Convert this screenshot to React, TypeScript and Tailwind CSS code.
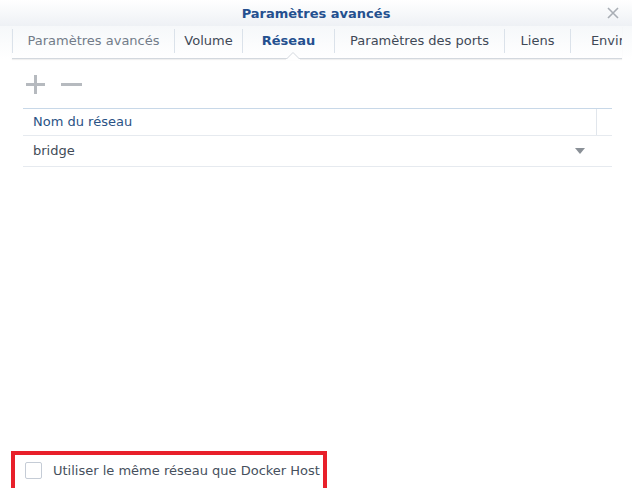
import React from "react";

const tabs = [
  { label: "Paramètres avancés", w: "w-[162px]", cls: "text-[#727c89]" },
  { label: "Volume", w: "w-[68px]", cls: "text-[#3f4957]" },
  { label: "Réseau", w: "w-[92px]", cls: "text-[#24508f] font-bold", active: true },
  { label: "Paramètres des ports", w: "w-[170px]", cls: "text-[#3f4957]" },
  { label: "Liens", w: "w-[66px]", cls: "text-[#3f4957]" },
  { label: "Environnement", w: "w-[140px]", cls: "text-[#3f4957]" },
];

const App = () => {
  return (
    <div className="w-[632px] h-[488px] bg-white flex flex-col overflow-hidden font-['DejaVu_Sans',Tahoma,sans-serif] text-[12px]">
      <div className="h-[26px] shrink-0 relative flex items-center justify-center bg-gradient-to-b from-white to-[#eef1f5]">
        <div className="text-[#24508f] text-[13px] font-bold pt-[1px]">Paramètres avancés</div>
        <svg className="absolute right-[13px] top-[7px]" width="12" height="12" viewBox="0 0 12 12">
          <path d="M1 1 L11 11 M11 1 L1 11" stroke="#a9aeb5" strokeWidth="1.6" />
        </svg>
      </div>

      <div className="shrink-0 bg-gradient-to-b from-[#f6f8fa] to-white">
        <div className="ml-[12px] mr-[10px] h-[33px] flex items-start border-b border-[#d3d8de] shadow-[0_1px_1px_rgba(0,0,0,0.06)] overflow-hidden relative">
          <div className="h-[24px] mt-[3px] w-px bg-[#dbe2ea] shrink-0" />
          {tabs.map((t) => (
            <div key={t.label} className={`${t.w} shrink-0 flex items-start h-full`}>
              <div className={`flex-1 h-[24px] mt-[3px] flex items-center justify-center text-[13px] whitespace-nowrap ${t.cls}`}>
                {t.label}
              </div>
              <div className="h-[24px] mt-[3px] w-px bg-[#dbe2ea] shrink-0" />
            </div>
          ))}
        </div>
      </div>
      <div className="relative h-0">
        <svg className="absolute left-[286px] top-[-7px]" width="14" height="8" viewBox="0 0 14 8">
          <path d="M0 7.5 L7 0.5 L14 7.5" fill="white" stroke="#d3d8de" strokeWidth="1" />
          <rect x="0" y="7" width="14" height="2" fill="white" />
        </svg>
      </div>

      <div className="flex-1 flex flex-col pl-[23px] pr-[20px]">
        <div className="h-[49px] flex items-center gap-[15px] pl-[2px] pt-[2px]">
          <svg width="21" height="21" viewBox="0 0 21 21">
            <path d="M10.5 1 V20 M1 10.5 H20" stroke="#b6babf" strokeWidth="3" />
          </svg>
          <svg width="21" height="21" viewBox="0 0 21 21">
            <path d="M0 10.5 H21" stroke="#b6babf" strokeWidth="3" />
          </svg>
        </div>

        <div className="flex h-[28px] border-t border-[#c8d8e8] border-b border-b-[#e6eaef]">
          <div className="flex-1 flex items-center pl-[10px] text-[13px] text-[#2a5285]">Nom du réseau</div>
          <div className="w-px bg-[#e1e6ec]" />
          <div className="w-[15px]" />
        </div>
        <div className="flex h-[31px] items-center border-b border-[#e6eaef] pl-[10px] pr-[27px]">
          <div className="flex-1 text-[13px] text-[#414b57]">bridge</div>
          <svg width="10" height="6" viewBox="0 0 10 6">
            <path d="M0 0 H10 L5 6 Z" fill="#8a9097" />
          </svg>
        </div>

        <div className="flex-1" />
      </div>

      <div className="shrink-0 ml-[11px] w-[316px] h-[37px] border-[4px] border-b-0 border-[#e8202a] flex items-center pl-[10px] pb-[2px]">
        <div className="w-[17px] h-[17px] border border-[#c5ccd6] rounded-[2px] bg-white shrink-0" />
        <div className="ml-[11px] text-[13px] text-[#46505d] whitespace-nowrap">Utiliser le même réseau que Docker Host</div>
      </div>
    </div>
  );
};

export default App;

........

▶ Exercise: Report all lines of the material that contain the word "React".

▶ Written answer:
Convert this screenshot to React, TypeScript and Tailwind CSS code.
import React from "react";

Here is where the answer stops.